- [Task objective] Identify all lines of the data containing the string "page" and copy them.

— Begin Recorded data —

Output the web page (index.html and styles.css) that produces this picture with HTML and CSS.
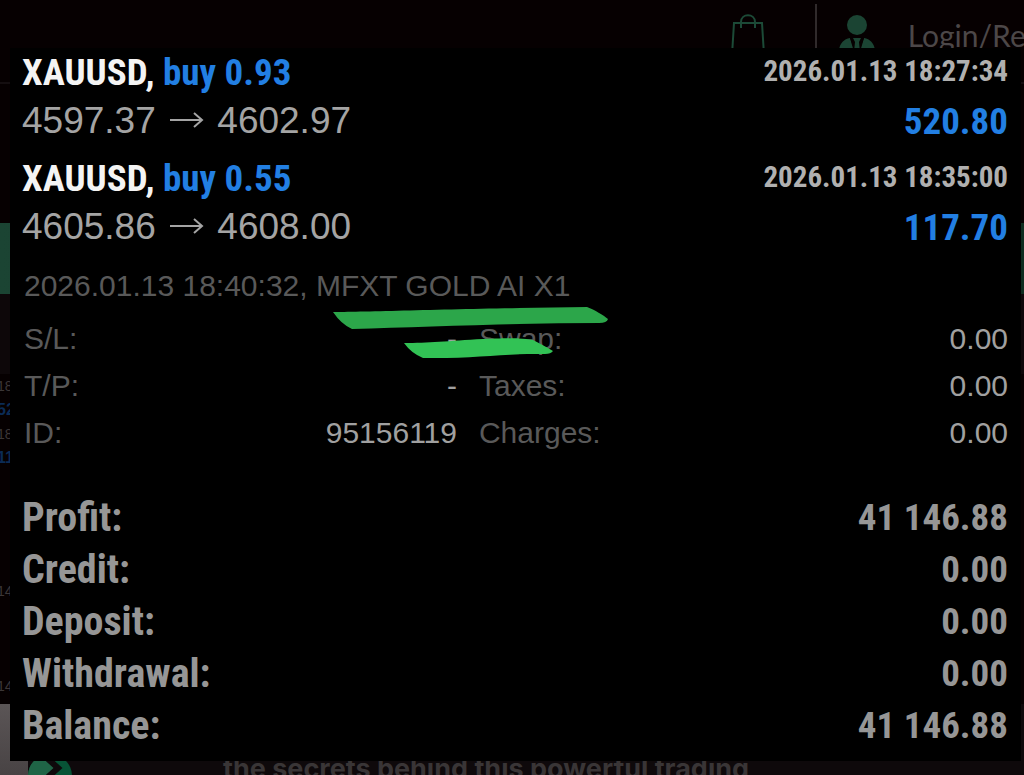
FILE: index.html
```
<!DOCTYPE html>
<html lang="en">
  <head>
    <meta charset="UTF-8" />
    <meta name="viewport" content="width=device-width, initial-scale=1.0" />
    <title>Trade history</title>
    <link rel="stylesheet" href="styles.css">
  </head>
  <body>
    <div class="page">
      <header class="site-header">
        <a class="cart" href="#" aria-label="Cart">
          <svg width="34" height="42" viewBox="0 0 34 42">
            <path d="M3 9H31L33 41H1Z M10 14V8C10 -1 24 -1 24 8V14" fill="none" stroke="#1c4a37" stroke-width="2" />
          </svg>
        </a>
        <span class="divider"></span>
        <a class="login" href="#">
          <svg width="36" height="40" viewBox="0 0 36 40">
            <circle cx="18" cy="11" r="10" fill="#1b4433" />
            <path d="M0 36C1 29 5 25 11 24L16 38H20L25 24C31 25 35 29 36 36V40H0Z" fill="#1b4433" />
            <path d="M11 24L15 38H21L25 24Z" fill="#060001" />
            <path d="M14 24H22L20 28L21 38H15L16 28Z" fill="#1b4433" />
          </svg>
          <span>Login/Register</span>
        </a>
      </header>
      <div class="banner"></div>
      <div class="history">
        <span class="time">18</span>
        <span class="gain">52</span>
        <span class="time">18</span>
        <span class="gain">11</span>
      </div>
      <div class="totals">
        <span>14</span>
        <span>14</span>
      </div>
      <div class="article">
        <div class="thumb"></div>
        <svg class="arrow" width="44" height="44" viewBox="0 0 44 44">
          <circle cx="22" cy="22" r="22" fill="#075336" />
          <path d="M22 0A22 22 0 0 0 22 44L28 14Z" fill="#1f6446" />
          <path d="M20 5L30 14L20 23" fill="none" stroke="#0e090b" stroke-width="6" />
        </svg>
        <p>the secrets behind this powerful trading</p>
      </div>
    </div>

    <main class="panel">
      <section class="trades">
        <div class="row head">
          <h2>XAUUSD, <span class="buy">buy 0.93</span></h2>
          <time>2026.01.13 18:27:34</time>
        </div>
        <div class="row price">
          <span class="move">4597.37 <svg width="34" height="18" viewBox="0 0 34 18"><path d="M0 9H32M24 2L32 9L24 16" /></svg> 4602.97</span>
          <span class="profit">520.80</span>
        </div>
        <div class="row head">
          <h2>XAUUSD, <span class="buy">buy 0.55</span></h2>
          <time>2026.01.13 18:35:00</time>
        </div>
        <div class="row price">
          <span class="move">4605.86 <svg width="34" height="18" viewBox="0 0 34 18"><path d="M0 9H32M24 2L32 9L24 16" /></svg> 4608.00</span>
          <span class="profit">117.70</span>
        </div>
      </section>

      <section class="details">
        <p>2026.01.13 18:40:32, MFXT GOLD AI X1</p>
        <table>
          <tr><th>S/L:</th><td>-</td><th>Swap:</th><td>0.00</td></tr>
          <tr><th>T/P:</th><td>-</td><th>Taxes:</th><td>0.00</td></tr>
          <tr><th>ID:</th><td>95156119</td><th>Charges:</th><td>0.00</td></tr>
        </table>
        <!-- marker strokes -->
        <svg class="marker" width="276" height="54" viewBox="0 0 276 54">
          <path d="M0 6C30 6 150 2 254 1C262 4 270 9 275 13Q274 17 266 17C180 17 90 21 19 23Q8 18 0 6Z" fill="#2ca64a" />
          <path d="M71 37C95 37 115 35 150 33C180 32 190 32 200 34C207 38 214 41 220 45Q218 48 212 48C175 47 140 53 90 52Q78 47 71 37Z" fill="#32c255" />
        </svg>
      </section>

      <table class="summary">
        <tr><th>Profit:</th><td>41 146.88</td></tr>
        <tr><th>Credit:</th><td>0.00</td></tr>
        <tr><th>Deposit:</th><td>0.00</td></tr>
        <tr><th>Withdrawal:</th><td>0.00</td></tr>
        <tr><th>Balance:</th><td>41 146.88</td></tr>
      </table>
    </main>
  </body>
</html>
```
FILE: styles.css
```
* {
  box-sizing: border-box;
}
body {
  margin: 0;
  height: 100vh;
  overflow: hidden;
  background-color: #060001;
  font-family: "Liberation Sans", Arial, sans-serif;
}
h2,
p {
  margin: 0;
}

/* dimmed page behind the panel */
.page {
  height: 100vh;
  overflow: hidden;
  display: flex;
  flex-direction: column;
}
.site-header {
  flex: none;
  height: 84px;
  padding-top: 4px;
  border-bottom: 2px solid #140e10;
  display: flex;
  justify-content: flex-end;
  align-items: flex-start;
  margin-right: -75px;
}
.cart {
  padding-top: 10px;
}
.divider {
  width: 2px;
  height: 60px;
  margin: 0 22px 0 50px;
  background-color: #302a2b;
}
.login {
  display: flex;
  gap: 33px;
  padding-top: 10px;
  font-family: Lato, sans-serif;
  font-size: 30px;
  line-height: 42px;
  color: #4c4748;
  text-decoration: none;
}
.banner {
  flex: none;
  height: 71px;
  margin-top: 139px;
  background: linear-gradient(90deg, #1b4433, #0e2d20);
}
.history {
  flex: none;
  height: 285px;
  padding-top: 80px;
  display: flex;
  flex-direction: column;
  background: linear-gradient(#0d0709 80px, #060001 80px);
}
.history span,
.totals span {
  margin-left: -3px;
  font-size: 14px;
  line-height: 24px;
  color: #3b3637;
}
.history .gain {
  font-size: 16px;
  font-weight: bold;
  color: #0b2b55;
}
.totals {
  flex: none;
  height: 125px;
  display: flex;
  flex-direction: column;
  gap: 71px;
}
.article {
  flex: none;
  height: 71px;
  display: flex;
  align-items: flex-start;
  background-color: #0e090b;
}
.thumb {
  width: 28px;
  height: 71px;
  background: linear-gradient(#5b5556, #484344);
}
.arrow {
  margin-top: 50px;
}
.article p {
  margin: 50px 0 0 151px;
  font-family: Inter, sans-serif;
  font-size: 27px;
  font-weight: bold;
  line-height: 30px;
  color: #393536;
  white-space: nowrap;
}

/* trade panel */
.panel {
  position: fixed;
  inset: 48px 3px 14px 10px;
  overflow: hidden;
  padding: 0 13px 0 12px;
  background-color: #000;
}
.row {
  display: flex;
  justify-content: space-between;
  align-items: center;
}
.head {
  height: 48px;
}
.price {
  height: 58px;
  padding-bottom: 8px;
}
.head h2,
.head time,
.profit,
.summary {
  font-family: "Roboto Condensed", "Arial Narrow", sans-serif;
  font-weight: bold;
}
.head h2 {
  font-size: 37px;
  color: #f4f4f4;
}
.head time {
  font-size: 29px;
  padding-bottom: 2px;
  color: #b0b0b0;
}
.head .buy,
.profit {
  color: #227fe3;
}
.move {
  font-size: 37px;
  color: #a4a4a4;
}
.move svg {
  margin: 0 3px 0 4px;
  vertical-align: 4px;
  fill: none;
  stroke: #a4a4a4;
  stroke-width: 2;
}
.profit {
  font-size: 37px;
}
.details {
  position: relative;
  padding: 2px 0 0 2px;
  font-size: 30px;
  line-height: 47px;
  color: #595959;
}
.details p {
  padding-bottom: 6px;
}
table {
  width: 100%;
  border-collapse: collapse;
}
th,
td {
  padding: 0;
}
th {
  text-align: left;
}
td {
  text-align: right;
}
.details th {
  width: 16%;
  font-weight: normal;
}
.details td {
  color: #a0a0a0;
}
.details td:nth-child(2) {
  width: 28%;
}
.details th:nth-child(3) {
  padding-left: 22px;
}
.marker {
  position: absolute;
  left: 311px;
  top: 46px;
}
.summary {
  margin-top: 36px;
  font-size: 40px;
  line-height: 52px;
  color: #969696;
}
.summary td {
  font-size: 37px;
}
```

— End Recorded data —

- [The output]
Output the web page (index.html and styles.css) that produces this picture with HTML and CSS.
    <div class="page">
/* dimmed page behind the panel */
.page {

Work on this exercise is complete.